Absolute liability has been used sparingly in the past, but it is vital the DPP has this option, writes
BREDA O'BRIEN.
REMEMBER MR A, who plied a child of 12 with Bacardi Breezers and vodka and then had sex with her after she vomited? Remember how the people marched on the Dáil when he was released from prison, and the Supreme Court scrambled to land him back in jail again?
Evidently, we don't. This week, the Joint Committee on the Constitution and Children issued an interim report dealing with the issue that enabled Mr A to walk free, however briefly. The report has generated little discussion, despite the fact Fine Gael issued its own strongly worded minority report disagreeing fundamentally with the official one.
The difficulty arose in 2006 when the Supreme Court struck down part of the 1935 Criminal Law (Amendment) Act that did not allow for the defence of a mistake as to age when a man had sexual intercourse with a girl under 15. As the Director of Public Prosecutions (DPP) stated to the committee, under the 1935 Act the birth certificate of the injured party was the most important piece of evidence. The DPP continued: "This meant that the charge of unlawful carnal knowledge was an attractive one from the prosecutor's point of view." The defence of honest mistake as to age was not open, so scope for cross-examination of the injured party was limited, and often the girl did not have to give evidence, sparing her further distress.
It is important to remember that the DPP has choices on what charges to press, or indeed, whether to prosecute at all after allegations of sexual assault. There were worries that reintroducing absolute liability would mean that consensual sexual intercourse between teenagers would be criminalised.

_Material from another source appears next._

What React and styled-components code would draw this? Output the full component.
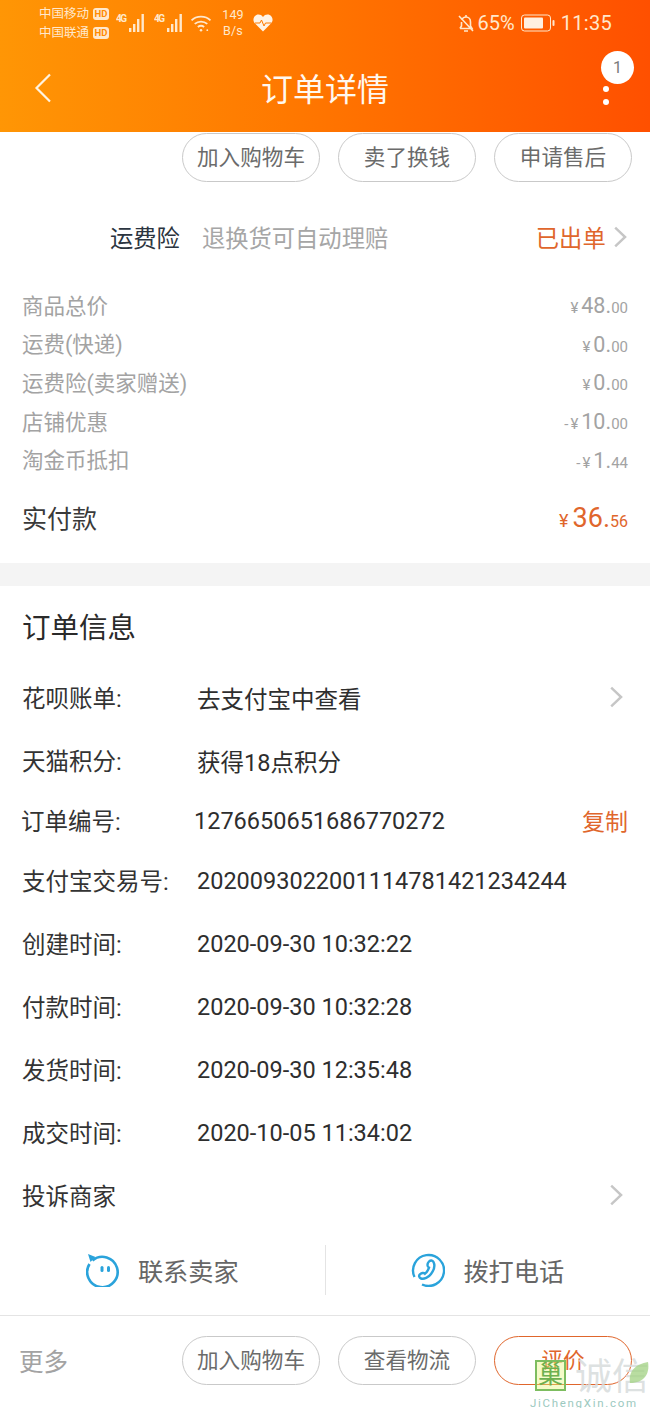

Not so, the DPP said, because its office has always exercised discretion, and if, say, outraged parents who discovered a child was sexually active sought a prosecution, the DPP could decide that this was not in the public interest. However, the DPP reminded the committee that there are cases of exploitative or abusive sexual behaviour between young people, even where there is no major age discrepancy, and thus having absolute liability as an option could be a useful "tool".
After the "unlawful carnal knowledge" statute was struck down, the Government rushed to bring in legislation which did allow for "honest mistake". It is widely recognised that it is flawed. For example, a 50-year-old man who picks up a 14-year-old and has sex with her can plead that he thought she was 18. If he conducts his own defence, he can cross-examine her himself. Her behaviour and appearance can be dragged up as evidence. It is a major disincentive to children and/or parents to proceed with cases, even when much younger children are involved.
The Government also put in place a proposal for a complex amendment to the Constitution, which included reinstating the provision where "absolute liability", that is, no defence of "honest mistake", could be used.
This last report concentrated on Article 42(A).5.2 of this proposed constitutional amendment, that is, "the proposal to give legal authority to create offences of absolute or strict liability in respect of sexual offences against or in connection with children". The committee recommended many good things, such as restrictions on use of a defence of a mistake as to age in statutory rape cases, and barring a defendant from personally cross-examining a victim.
The only problem is that many of the useful aspects were already recommended in a 2006 report. On the reintroduction of statutory rape where no defence could be offered, it decided against a constitutional amendment, and to rely on strengthening legislation.
Fine Gael is outraged at this volte-face by the Government. Fine Gael believes it is key to have a constitutional referendum to provide absolute protection for under-15s, and to introduce strict liability from age 15 to 17. The latter would mean the current subjective defence of "mistake as to age" would be replaced by an objective defence by which an alleged offender could establish that he/she had "reasonable grounds for believing" the alleged victim to be over 17. Given that the committee simply proposes a variety of possible legislative reforms, Fine Gael believes it has abdicated its responsibility. It is hard to disagree.
It is very important to have the option of absolute liability where an adult has been "grooming" a child, a situation where the child ends up sometimes wishing to defend the abuser. In a Northern Ireland case, a much older neighbour groomed a girl aged 13 and had sexual relations with her for over seven months.
After his conviction, the mother revealed "it took five months for it to sink into her head that he didn't really love her". The child descended into self-harm and suicide attempts when she realised how utterly she had been betrayed and abused.
The framers of the Twenty-Eighth Constitutional Amendment Bill 2007 deserve a lot of blame. As it stands, it could fail for many reasons. For example, Emily Logan, the Ombudsman for Children, advocated strongly that a clause needed to be added to make it clear there was not a clash between children's rights and parental rights, and that parents are the primary defenders of their children's rights and should be supported in that task.
Fine Gael is to be commended for wanting to provide maximum legal protection for abused children, and to protect them from cross-examination. Absolute liability has been used sparingly in the past, but it is vital that the DPP has it as an option.
In contrast, Fianna Fáil is yet again shilly-shallying on children's welfare.